Wealth VSM Generation Pipeline

Date: 2026-05-14

Purpose

This document defines how infospace-bench regenerates the Adam Smith Wealth of Nations / VSM infospace through explicit workflows.

The successor path is workflow-first. It does not reuse the legacy process_chapters.py entrypoint, hide provider calls in a broad command, or write generated files outside the artifact manifest.

Legacy pipeline decomposition

The old Wealth/VSM experiment in markitect-main processed source chapters through these conceptual stages:

Legacy stage Successor workflow shape Notes
extract-entities wealth-vsm-extract-entities assisted stage plus split_entities stage Assisted output is a chapter entity bundle; bench splits and registers stable entity artifacts.
map-to-vsm wealth-vsm-map-and-analyze assisted relation stage Relation artifacts use the successor relation parser and manifest IDs.
synthesize-analysis wealth-vsm-map-and-analyze assisted analysis stage Analysis remains a generated artifact with source provenance.
evaluate-entity wealth-vsm-evaluate-entities assisted stage Evaluation files use successor artifact_id frontmatter.
assess-metrics infospace-bench check Deterministic checks merge generated evaluations into metrics and history.

The first golden target is Book I Chapter III because it grounds the existing wealth-vsm-legacy-slice pilot and exercises the market-extent relation.

One-chapter pilot

infospaces/wealth-vsm-generation-pilot/ contains:

  • one source excerpt: book-1-chapter-03.md
  • explicit workflow declarations for extraction, VSM mapping/analysis, and entity evaluation
  • deterministic fixture responses for tests
  • markdown contracts for generated entity and relation artifacts
  • a pilot report comparing the successor workflow shape with the legacy process script

Default tests use fixture responses so they do not require network access, provider credentials, or live model output.

Live provider-backed generation

Any live provider-backed generation should use the same workflow declarations and the same assisted request records.

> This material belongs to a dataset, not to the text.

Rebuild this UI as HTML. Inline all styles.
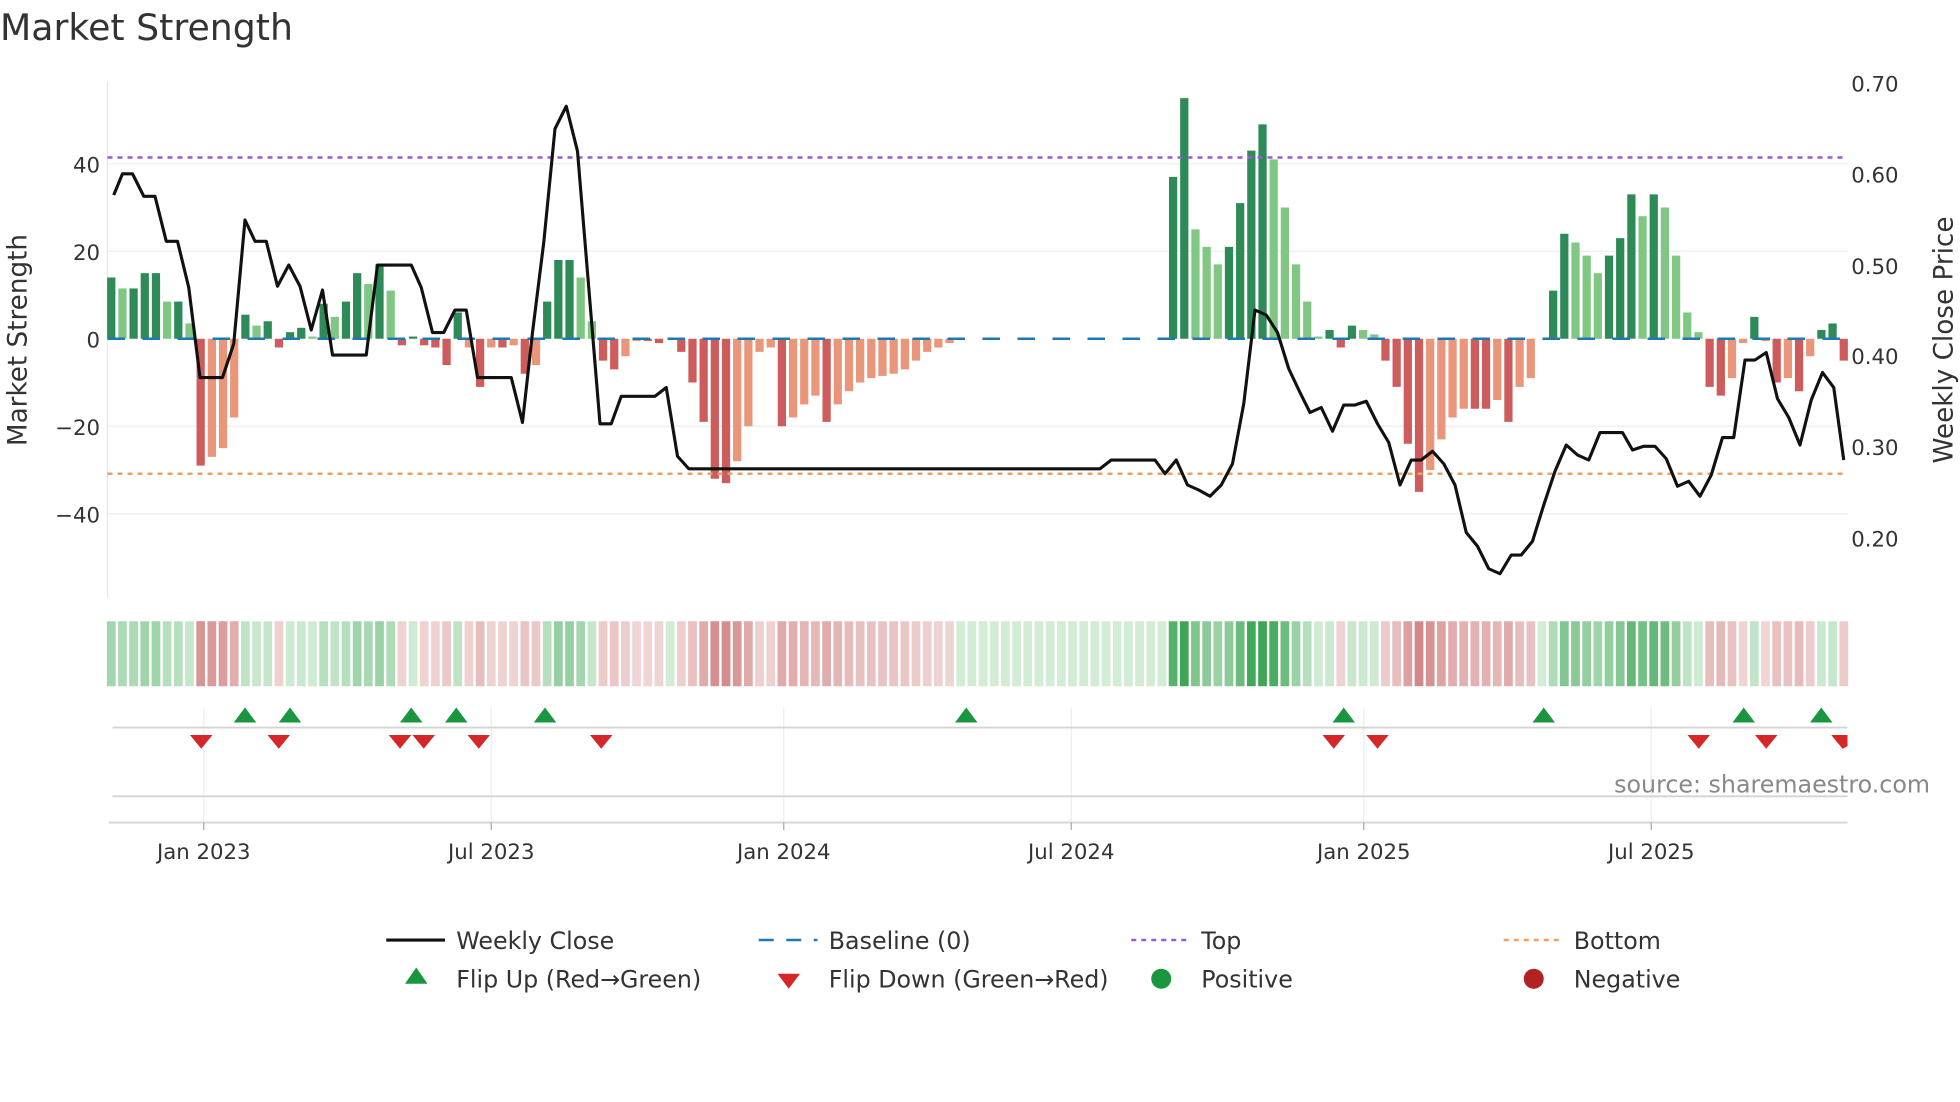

Provider adapters must be selected explicitly by the caller and should record provider metadata in workflow run records and artifact provenance.

Live runs should document:

  • provider and model
  • prompt/template version
  • source corpus selection
  • retry and rate-limit settings
  • expected cost range
  • resume strategy
  • generated artifact review status

Full corpus scale-up

Scale-up should proceed only after the one-chapter pilot is green.

Recommended sequence:

  1. Run Book I Chapter III with fixture responses.
  2. Run Book I Chapter III with a live provider in a disposable copy.
  3. Review generated entities, relations, evaluations, and metrics.
  4. Add a small Book I batch with explicit cost and resume notes.
  5. Only then run the full corpus.

The full corpus should not be committed wholesale until it has a current scoped use, deterministic acceptance coverage, and a migration report explaining what was generated, reviewed, deferred, or retired.